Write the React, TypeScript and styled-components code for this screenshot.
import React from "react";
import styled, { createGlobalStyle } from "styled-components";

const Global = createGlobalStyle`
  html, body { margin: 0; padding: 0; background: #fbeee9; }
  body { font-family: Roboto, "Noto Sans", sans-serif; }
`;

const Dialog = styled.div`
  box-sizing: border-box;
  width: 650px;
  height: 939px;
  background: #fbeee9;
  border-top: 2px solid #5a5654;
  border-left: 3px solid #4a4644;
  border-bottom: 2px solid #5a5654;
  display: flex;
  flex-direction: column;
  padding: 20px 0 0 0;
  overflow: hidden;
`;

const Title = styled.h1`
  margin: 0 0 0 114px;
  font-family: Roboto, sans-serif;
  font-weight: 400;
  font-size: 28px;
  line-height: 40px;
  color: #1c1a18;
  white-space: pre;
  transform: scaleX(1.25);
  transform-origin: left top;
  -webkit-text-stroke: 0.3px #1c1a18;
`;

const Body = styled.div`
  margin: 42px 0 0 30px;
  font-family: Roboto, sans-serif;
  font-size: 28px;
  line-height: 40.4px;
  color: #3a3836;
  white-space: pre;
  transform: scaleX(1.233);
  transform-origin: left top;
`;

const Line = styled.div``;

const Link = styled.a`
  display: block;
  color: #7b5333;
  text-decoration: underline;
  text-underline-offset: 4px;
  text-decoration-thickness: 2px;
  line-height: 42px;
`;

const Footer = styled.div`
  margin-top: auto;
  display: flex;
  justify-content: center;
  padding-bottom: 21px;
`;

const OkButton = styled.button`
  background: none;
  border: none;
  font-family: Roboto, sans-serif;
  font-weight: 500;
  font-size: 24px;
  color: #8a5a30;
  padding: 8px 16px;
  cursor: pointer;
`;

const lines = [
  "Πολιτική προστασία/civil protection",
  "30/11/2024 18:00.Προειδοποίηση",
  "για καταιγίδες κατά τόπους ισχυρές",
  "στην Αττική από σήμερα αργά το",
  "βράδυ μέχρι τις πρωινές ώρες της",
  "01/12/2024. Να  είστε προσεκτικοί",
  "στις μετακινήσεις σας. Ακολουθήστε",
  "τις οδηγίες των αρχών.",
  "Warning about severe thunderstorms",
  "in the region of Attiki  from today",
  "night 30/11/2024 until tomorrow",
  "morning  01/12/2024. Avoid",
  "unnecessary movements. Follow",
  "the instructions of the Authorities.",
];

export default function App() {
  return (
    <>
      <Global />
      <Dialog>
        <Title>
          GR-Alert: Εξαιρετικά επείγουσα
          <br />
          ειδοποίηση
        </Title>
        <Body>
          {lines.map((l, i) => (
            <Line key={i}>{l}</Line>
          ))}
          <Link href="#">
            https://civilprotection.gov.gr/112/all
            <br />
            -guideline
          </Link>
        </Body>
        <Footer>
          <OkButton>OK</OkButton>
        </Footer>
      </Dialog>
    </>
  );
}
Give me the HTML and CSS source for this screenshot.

▬▬▬

• [Written task]: Copy every line above that includes the string "React".

• [Exercise response]:
Write the React, TypeScript and styled-components code for this screenshot.
import React from "react";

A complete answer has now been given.